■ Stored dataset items
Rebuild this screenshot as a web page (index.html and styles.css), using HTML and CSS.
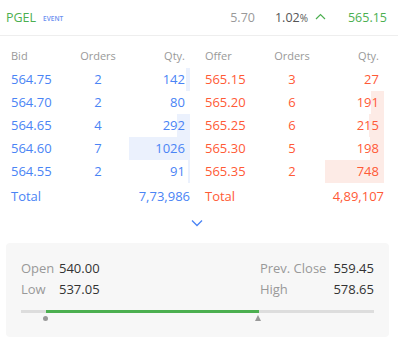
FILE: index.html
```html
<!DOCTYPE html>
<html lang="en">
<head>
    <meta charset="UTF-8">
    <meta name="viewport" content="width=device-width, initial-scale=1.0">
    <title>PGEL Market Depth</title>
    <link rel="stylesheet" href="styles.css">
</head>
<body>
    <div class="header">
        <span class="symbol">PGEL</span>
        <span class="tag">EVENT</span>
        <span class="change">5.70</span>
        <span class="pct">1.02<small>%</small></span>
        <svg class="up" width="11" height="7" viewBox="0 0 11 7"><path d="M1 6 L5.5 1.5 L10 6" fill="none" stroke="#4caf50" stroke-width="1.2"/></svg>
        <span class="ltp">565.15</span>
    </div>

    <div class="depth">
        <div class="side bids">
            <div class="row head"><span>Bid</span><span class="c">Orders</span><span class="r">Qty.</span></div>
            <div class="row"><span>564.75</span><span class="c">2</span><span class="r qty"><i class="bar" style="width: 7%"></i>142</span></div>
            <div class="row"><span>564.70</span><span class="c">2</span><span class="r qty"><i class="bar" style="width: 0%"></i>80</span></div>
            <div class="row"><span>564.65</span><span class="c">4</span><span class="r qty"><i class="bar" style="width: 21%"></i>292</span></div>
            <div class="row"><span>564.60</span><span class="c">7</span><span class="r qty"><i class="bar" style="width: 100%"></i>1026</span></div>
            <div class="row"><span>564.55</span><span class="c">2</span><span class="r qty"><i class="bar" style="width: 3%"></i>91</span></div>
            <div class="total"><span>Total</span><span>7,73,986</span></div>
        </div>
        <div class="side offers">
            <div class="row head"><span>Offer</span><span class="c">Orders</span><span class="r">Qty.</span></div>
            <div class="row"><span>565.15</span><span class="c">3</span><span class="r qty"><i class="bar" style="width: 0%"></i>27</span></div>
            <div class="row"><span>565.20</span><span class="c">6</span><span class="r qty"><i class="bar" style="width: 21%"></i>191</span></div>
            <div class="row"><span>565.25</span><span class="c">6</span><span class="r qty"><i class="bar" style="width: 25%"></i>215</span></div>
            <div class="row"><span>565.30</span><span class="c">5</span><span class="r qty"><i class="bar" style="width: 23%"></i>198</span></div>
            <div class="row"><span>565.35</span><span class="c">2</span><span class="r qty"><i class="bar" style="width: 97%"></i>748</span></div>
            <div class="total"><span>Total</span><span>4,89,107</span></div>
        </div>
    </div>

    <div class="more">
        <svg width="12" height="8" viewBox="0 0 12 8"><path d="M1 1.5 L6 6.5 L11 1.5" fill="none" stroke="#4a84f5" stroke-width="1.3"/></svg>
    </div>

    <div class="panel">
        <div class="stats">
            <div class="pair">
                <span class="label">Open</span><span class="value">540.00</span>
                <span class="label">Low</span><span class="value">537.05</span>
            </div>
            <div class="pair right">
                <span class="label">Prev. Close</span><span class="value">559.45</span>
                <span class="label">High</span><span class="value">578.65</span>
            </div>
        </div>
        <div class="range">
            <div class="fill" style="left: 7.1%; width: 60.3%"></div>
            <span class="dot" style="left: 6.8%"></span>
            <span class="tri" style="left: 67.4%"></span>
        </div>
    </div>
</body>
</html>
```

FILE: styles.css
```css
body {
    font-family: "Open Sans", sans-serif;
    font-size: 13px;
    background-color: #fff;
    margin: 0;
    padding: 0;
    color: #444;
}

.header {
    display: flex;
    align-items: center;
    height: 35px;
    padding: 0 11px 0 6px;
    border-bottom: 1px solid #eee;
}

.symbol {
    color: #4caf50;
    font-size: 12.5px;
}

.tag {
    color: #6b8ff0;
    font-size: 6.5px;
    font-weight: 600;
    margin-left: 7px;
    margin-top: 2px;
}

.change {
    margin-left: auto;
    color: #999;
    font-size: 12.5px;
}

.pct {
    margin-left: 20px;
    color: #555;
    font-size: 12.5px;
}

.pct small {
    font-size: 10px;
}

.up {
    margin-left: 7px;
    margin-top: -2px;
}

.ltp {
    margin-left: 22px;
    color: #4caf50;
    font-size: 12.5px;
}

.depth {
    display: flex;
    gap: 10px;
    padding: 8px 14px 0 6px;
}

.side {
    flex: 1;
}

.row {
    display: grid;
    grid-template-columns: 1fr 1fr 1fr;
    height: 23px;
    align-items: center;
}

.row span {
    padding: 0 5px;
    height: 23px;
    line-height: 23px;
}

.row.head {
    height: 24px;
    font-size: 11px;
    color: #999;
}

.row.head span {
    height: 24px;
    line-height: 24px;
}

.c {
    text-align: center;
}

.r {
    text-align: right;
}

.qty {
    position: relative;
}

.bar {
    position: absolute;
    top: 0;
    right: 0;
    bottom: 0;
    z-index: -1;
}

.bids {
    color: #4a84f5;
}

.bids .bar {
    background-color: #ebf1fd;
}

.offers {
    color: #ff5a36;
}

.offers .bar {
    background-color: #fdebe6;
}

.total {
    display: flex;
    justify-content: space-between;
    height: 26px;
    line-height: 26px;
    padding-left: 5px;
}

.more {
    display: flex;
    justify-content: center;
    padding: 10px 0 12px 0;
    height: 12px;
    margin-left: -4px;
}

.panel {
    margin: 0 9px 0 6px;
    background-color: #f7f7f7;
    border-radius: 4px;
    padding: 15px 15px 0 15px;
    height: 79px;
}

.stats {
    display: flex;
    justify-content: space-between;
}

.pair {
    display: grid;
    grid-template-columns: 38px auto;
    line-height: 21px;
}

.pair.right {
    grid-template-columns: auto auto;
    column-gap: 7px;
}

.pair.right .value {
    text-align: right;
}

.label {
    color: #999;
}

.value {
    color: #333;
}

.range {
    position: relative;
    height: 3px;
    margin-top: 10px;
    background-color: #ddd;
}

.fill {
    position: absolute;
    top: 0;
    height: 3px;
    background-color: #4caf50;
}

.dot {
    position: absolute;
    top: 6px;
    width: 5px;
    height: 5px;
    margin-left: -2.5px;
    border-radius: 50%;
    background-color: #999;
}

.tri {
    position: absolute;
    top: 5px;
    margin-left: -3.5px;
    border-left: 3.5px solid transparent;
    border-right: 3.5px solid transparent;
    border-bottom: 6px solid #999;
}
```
...
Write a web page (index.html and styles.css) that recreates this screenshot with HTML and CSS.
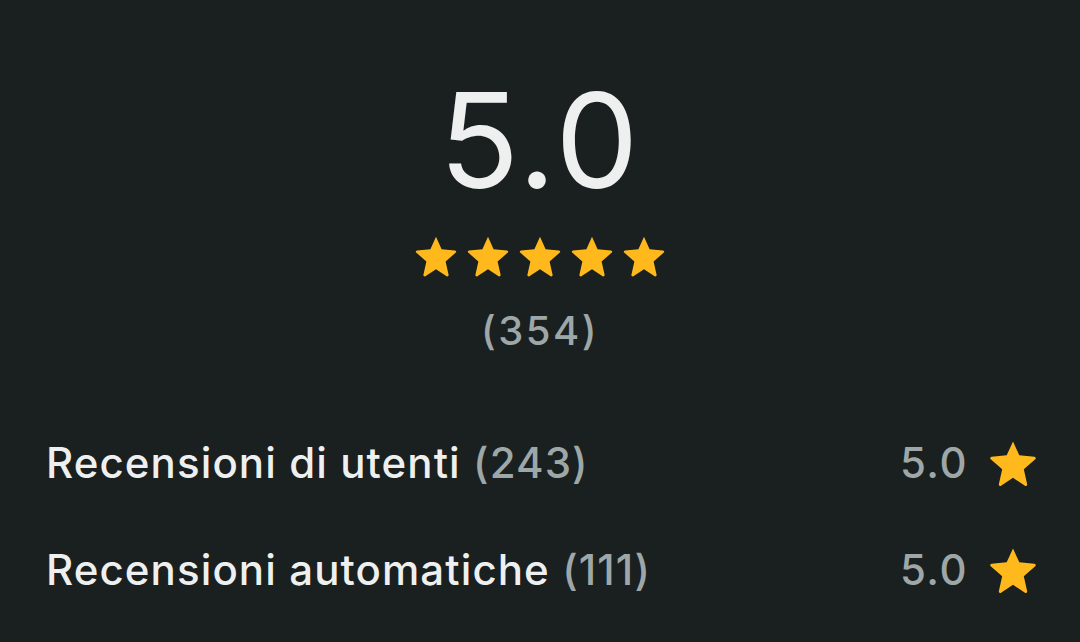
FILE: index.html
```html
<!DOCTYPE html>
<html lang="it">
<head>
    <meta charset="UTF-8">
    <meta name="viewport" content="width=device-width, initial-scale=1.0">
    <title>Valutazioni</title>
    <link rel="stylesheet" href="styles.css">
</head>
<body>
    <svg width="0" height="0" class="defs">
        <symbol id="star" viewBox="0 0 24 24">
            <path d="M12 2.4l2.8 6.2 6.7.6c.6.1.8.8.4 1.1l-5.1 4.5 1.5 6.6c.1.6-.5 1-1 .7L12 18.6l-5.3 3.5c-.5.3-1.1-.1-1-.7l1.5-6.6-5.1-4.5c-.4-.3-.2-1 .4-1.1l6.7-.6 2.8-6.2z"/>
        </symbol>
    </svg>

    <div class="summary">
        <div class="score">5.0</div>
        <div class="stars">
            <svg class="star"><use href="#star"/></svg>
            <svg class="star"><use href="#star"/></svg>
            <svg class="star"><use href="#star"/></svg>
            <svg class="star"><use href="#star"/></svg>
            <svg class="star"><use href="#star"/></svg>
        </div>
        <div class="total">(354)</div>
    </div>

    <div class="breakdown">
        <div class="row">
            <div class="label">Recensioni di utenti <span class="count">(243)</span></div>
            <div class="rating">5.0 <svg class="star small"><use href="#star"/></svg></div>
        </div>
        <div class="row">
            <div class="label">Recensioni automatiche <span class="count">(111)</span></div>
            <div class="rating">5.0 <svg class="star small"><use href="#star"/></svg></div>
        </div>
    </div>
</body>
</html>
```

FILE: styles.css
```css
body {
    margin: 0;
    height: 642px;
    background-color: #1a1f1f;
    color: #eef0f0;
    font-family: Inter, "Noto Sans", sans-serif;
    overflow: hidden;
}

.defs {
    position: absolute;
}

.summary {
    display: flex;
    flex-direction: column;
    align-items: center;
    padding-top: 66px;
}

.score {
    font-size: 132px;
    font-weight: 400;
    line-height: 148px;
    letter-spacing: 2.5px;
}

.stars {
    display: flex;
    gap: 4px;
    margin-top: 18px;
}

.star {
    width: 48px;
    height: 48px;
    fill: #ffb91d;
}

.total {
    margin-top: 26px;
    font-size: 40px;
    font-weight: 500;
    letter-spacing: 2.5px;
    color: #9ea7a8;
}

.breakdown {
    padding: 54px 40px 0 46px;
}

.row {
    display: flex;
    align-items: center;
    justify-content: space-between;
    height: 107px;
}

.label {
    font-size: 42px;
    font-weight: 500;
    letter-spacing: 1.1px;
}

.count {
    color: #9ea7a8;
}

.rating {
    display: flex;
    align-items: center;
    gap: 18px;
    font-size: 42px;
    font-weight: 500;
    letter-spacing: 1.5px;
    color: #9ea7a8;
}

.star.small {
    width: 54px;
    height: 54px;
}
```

■ Objective
Select the lines from the entries that include the word "screenshot".

■ Solved exercise
Rebuild this screenshot as a web page (index.html and styles.css), using HTML and CSS.
Write a web page (index.html and styles.css) that recreates this screenshot with HTML and CSS.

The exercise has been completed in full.